Category: Optimization

  • A Neural Network to solve Travelling Salesman Problems in Excel

    Artificial Intelligence in Microsoft Excel: watch a Neural Network solving a Travelling Salesman Problem

    869 words, ~4 minutes read

    Neural Network solving TSPs in Excel - IntroTerms like Artificial Intelligence, Machine Learning, Deep Learning and (Artificial) Neural Networks are all over the place nowadays.

    If you are reading Tech News, Data Science blogs or your LinkedIn feed, it will be little short of a miracle, if you don’t see one of those expressions at least once.

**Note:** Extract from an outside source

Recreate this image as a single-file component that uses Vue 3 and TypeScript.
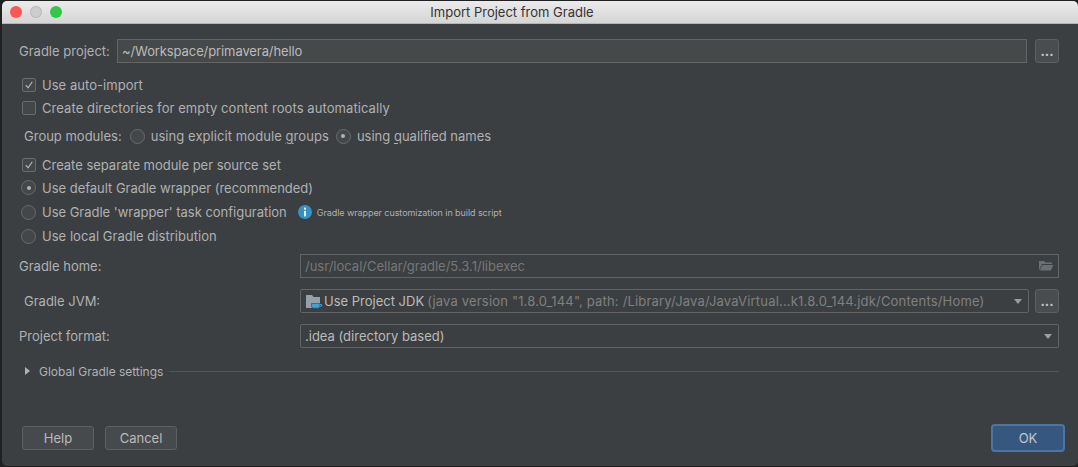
<script setup lang="ts">
const ellipsis = '...'
</script>

<template>
  <div class="screen">
    <div class="window">
      <header class="titlebar">
        <div class="lights">
          <span class="light red"></span>
          <span class="light gray"></span>
          <span class="light green"></span>
        </div>
        <div class="title">Import Project from Gradle</div>
      </header>
      <main class="content">
        <div class="project-row">
          <span class="label">Gradle project:</span>
          <div class="field project-field">~/Workspace/primavera/hello</div>
          <button class="dots">{{ ellipsis }}</button>
        </div>
        <div class="opt first"><span class="check on"><svg viewBox="0 0 14 14" width="14" height="14"><path d="M3.2 7.2 6 10.2 10.8 3.2" fill="none" stroke="#aeb0b2" stroke-width="1.5"/></svg></span>Use auto-import</div>
        <div class="opt wide"><span class="check"></span>Create directories for empty content roots automatically</div>
        <div class="group-row">
          <span class="group-label">Group modules:</span>
          <span class="radio"></span><span class="group-text">using explicit module <u>g</u>roups</span>
          <span class="radio on"></span><span>using <u>q</u>ualified names</span>
        </div>
        <div class="opt sep tight"><span class="check on"><svg viewBox="0 0 14 14" width="14" height="14"><path d="M3.2 7.2 6 10.2 10.8 3.2" fill="none" stroke="#aeb0b2" stroke-width="1.5"/></svg></span>Create separate module per source set</div>
        <div class="opt tight"><span class="radio on big"></span>Use default Gradle wrapper (recommended)</div>
        <div class="opt tall tight wrapper"><span class="radio big"></span>Use Gradle 'wrapper' task configuration
          <svg class="info" viewBox="0 0 14 14" width="14" height="14"><circle cx="7" cy="7" r="7" fill="#3592c4"/><rect x="6" y="2.6" width="2" height="2" fill="#e8edf0"/><rect x="6" y="5.8" width="2" height="5.6" fill="#e8edf0"/></svg>
          <span class="hint">Gradle wrapper customization in build script</span>
        </div>
        <div class="opt tall"><span class="radio big"></span>Use local Gradle distribution</div>
        <div class="form">
          <span class="label">Gradle home:</span>
          <div class="field disabled span2">/usr/local/Cellar/gradle/5.3.1/libexec
            <svg class="folder" viewBox="0 0 16 14" width="16" height="14"><path d="M1 3h5l1.5 1.6H14V6H4L1 12.5z" fill="#6b7074"/><path d="M4.4 7h11l-2.6 5.5H1.8z" fill="#6b7074"/></svg>
          </div>
          <span class="label indent">Gradle JVM:</span>
          <div class="jvm-cell">
            <div class="field combo">
              <svg class="jdk" viewBox="0 0 17 17" width="17" height="17"><path d="M1 2h6l1.5 2H15v8H9v3H1z" fill="#94a1ac"/><path d="M6.5 10.5h8.500v2.700a2 2 0 0 1-2 2h-4.500a2 2 0 0 1-2-2z" fill="#3ba1d8" stroke="#3c3f41" stroke-width="0.6"/><path d="M15 11.500h1.500v1.700H15" fill="none" stroke="#3ba1d8"/></svg>
              <span class="jdk-name">Use Project JDK</span>
              <span class="jdk-detail">(java version "1.8.0_144", path: /Library/Java/JavaVirtual...k1.8.0_144.jdk/Contents/Home)</span>
              <span class="caret"></span>
            </div>
            <button class="dots jvm-dots">{{ ellipsis }}</button>
          </div>
          <span class="label">Project format:</span>
          <div class="field combo span2">.idea (directory based)<span class="caret"></span></div>
        </div>
        <div class="global">
          <span class="tri"></span>
          <span class="global-text">Global Gradle settings</span>
          <span class="rule"></span>
        </div>
        <footer class="actions">
          <button class="btn">Help</button>
          <button class="btn">Cancel</button>
          <button class="btn ok">OK</button>
        </footer>
      </main>
    </div>
  </div>
</template>

<style>
html, body { margin: 0; background: #1f2022; }
</style>

<style scoped>
.screen {
  width: 1078px;
  height: 467px;
  background: #1f2022;
  padding: 1px 0 1px 2px;
  box-sizing: border-box;
  overflow: hidden;
  font: 13px Inter, "Liberation Sans", sans-serif;
  color: #afb1b3;
}
.window {
  height: 100%;
  border-radius: 5px;
  overflow: hidden;
  background: #3c3f41;
  display: flex;
  flex-direction: column;
}
.titlebar {
  flex: none;
  height: 22px;
  background: linear-gradient(#ebebeb, #d5d5d5);
  border-bottom: 1px solid #b5b5b5;
  display: flex;
  align-items: center;
  position: relative;
  color: #333;
}
.lights { display: flex; gap: 8px; padding-left: 8px; }
.light { width: 12px; height: 12px; border-radius: 50%; }
.red { background: #fc5753; }
.gray { background: #cdcdcd; box-shadow: inset 0 0 0 1px #bcbcbc; }
.green { background: #33c748; }
.title { position: absolute; inset: 0 56px 0 0; text-align: center; line-height: 22px; font-size: 13px; }
.content { flex: 1; display: flex; flex-direction: column; padding: 15px 19px 16px 17px; min-height: 0; }
.project-row { display: flex; align-items: center; height: 24px; }
.project-row .label { width: 98px; flex: none; }
.field {
  box-sizing: border-box;
  height: 24px;
  border: 1px solid #646464;
  background: #45494a;
  color: #bbbbbb;
  display: flex;
  align-items: center;
  padding: 0 4px;
  white-space: nowrap;
}
.project-field { flex: 1; letter-spacing: -0.1px; }
.dots {
  flex: none;
  width: 24px;
  height: 24px;
  margin-left: 8px;
  box-sizing: border-box;
  border: 1px solid #5e6060;
  border-radius: 3px;
  background: #4a4d4f;
  color: #c2c6cc;
  font: bold 13px Inter, sans-serif;
  padding: 0;
}
.jvm-dots { margin-left: 6px; }
.opt { display: flex; align-items: center; height: 23px; padding-left: 3px; white-space: nowrap; letter-spacing: 0.04px; }
.opt.wide { letter-spacing: 0.08px; }
.opt.tight { letter-spacing: -0.02px; }
.opt.tall { height: 24px; }
.opt.first { margin-top: 10px; }
.opt.sep { margin-top: 5px; }
.opt.wrapper { margin-top: 1px; }
.check {
  box-sizing: border-box;
  width: 14px;
  height: 14px;
  flex: none;
  border: 1px solid #6b6b6b;
  border-radius: 2px;
  background: #43474a;
  margin-right: 6px;
  display: flex;
  align-items: center;
  justify-content: center;
}
.radio {
  box-sizing: border-box;
  width: 15px;
  height: 15px;
  flex: none;
  border-radius: 50%;
  border: 1px solid #6b6b6b;
  background: #43474a;
  position: relative;
  margin-right: 6px;
}
.radio.big { margin-left: -1px; }
.radio.on::after {
  content: "";
  position: absolute;
  left: 4.5px;
  top: 4.5px;
  width: 4px;
  height: 4px;
  border-radius: 50%;
  background: #b0b2b4;
}
.group-row { display: flex; align-items: center; height: 24px; margin-top: 5px; padding-left: 5px; white-space: nowrap; }
.group-label { margin-right: 8px; }
.group-text { margin-right: 7px; letter-spacing: 0.07px; }
u { text-underline-offset: 2px; }
.info { margin: 0 5px 0 11px; flex: none; }
.hint { font-size: 9px; letter-spacing: -0.07px; }
.form {
  display: grid;
  grid-template-columns: 281px 1fr;
  row-gap: 11px;
  align-items: center;
  margin-top: 6px;
}
.indent { padding-left: 5px; }
.span2 { position: relative; }
.disabled { background: transparent; color: #777; }
.folder { position: absolute; right: 4px; top: 3px; }
.jvm-cell { display: flex; align-items: center; }
.combo { flex: 1; border-radius: 2px; background: transparent; position: relative; color: #bbb; padding-right: 26px; }
.jdk { margin-right: 2px; flex: none; }
.jdk-name { margin-right: 3px; }
.jdk-detail { color: #808080; overflow: hidden; letter-spacing: 0.18px; }
.caret {
  position: absolute;
  right: 6px;
  top: 9px;
  width: 0;
  height: 0;
  border-left: 4.5px solid transparent;
  border-right: 4.5px solid transparent;
  border-top: 5px solid #9a9c9e;
}
.global { display: flex; align-items: center; height: 24px; margin-top: 11px; padding-left: 6px; font-size: 12px; }
.tri {
  width: 0;
  height: 0;
  border-top: 4px solid transparent;
  border-bottom: 4px solid transparent;
  border-left: 5px solid #afb1b3;
  margin-right: 9px;
}
.global-text { letter-spacing: -0.03px; }
.rule { flex: 1; height: 1px; background: #555; margin-left: 6px; }
.actions { display: flex; gap: 11px; margin-top: auto; padding-left: 3px; }
.btn {
  box-sizing: border-box;
  width: 72px;
  height: 24px;
  border: 1px solid #5e6060;
  border-radius: 3px;
  background: #474a4c;
  color: #bbb;
  font: 13px Inter, sans-serif;
  padding: 0;
}
.btn.ok {
  margin-left: auto;
  margin-right: -6px;
  background: #365880;
  border: 2px solid #4b76a4;
  border-radius: 4px;
  color: #c4c7ca;
  height: 28px;
  width: 74px;
  margin-top: -2px;
  margin-bottom: -2px;
}
</style>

    This is just the revival of those techniques, though. Neural Networks, for one, have been around for many years. In the mid 1990s (!), I did some research and wrote my thesis about Artificial Neural Networks. We even had a blog post here on this topic 10 years ago: Where the rubber meets the road. For whatever reason, that article didn’t make many friends. I was always wondering why. Probably too academic and not visually appealing enough.

    Now, with the recent revival of Artificial Intelligence and Neural Networks, I decided to give it another shot. Today’s post provides an updated, improved version of a Neural Network solving Travelling Salesman Problems in Microsoft Excel.

    You always wanted to watch a Neural Network solving an optimization problem? If so, this article is for you. Either watch one of three videos provided in the post or download the Excel workbook and play around with it at your own speed. No add-in or third party software necessary. All you have to do is to enable macros.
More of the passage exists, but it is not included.